5月の法話集 ~カメがウサギを追いこしていたら~


ウサギとカメが競争して、途中寝込んでしまったウサギがカメに負けてしまうという話は、さまざまな受け取り方があるようですね。日本では「油断大敵」という教訓になっていますし、イソップ物語では、たとえ遅くても着実にやっておれば必ず成功するのだとの教えになっているようです。
随分前に、ある保母さんのレポートを読んだことがあります。その保母さんが園児に質問をしました。

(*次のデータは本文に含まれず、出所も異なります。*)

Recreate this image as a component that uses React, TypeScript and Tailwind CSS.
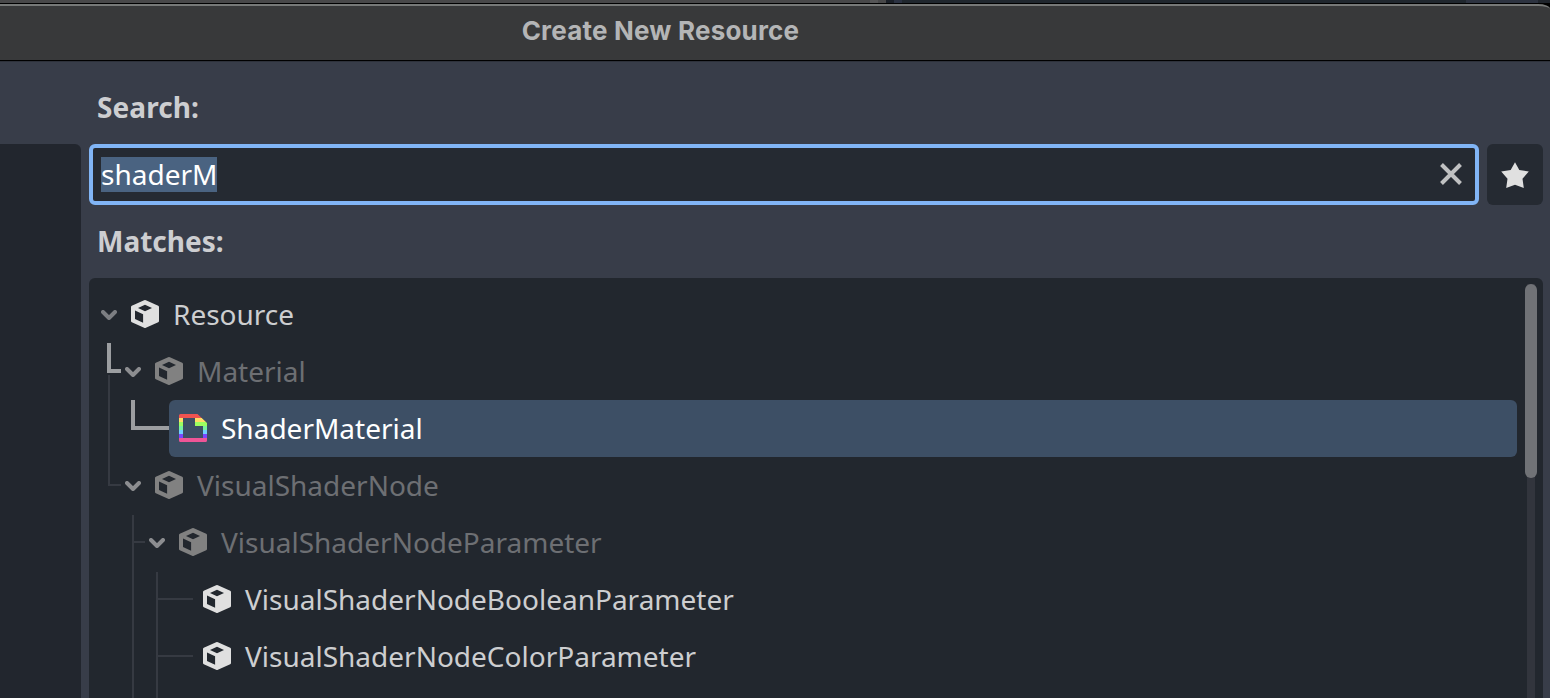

「ウサギが居眠りをしているのを見たら、カメさんはウサギさんをおこしてやって、いっしょに山へ行こうって言ったらいいのにねえ?」
すると子どもたちの間からワーッと反対の声がおこりました。
「いやや! そんなんウサギおこしてやったら損や。ウサギの横をそおっと通って、先に行かんと損や、損や!」 
さて、ある女性が、ソビエトヘ旅行したときのことです。小さな小学校を訪ねる機会があり、日本の童話を聞かせて欲しいとせがまれました。とっさのことで、ウサギとカメの話をしたのでした。すると、次々に子どもたちの手が上がって質問ぜめにあったのです。
「なぜ、カメはウサギをおこさないのか!」
「眠っているウサギをおこさないで、勝つなんて本当の勝ちではないのでは……。」などです。
「うさぎをおこすのは損や!」という子どもも「おこさないで勝ったことは本当の勝ちではない!」という子どもも、それぞれに日常生活の中にその判断をさせる何かがあるように思えてなりません。
ウサギとカメの話は、現実の大人の社会にはよくある話。その大人のもとで育つ子どもたちは、思ったまま、見たままを言っているのかもしれません。